## Task instructions
Give the number of lines containing the word "styles" and nothing more.
-------- Available data --------
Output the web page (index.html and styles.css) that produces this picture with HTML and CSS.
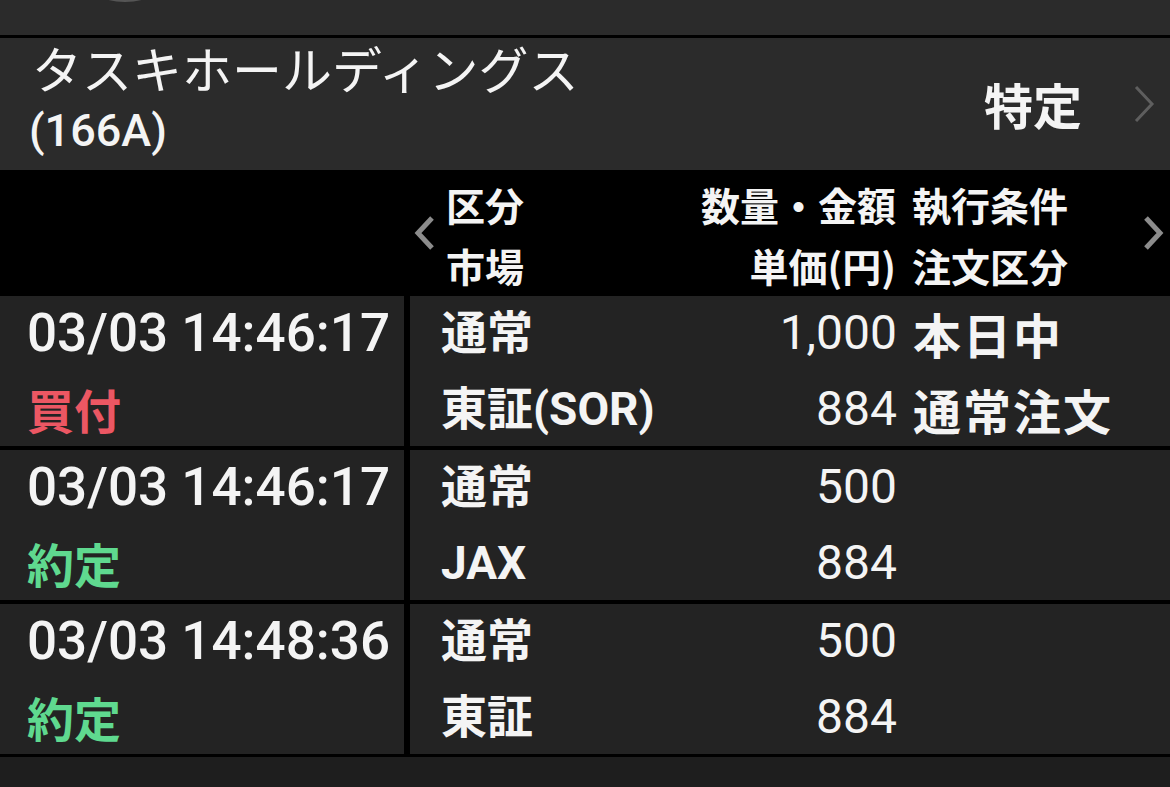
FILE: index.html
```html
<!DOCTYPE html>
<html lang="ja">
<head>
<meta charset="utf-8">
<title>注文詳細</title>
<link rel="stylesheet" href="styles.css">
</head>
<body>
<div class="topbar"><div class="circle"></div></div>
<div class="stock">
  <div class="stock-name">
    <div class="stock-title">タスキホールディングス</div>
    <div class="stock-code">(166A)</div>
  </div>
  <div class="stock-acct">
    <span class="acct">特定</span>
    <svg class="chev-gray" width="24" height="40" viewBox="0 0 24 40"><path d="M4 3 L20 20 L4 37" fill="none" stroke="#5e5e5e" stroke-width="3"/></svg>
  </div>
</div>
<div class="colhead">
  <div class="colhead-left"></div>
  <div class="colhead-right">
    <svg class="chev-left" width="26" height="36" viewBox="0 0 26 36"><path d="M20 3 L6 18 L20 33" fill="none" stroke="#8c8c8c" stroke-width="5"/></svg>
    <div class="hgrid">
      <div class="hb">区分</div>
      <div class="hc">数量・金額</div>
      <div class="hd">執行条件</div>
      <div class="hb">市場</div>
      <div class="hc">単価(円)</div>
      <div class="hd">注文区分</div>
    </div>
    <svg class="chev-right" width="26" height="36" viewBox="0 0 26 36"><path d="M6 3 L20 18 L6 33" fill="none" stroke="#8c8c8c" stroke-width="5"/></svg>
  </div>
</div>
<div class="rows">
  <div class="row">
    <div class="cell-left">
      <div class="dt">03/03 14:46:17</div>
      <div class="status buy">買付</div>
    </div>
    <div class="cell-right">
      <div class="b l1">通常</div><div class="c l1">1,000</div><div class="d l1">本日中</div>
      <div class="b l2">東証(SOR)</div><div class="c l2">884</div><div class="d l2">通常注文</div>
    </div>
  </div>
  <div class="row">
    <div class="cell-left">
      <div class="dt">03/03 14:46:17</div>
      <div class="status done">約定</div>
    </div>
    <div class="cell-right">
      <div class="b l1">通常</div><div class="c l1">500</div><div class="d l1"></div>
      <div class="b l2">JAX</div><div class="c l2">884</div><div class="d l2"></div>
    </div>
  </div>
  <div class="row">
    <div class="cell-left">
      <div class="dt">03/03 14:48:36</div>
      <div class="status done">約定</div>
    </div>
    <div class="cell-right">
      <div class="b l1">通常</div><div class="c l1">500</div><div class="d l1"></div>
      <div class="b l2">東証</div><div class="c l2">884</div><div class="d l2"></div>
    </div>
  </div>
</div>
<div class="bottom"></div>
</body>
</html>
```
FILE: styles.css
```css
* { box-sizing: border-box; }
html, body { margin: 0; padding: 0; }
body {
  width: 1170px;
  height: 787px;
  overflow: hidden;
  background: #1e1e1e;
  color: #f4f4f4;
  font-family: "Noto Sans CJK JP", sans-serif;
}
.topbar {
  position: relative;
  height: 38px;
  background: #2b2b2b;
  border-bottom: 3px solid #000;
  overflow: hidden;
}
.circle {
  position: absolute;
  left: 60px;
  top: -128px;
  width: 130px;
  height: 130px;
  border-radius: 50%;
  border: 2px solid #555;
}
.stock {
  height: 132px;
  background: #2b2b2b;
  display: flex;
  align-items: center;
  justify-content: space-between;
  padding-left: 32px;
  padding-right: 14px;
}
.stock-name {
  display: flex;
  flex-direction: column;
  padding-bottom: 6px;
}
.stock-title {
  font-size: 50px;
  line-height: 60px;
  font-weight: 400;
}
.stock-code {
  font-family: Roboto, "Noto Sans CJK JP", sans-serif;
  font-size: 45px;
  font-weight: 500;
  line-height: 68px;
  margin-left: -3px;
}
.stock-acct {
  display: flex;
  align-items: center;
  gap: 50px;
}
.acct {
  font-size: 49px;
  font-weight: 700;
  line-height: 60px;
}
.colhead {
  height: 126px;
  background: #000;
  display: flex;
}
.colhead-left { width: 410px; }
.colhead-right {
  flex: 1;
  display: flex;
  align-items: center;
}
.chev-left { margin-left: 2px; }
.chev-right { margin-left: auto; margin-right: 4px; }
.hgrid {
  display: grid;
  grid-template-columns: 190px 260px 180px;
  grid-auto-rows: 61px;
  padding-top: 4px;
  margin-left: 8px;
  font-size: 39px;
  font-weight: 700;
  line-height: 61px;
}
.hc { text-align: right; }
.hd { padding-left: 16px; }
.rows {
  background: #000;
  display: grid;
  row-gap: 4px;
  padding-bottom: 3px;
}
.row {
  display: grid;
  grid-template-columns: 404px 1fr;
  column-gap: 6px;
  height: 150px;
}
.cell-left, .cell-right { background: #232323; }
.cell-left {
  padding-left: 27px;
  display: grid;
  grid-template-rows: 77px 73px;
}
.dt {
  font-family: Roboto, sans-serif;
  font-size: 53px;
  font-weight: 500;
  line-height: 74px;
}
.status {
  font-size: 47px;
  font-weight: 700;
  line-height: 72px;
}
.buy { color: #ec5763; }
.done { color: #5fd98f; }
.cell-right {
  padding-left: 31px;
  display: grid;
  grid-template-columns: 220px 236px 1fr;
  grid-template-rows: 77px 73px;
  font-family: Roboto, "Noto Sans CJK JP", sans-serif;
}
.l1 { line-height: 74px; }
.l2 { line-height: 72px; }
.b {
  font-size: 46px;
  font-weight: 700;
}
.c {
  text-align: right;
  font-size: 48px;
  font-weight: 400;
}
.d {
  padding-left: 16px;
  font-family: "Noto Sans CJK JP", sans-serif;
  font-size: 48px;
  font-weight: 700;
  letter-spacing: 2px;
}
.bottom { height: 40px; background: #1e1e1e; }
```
--------
## The output
3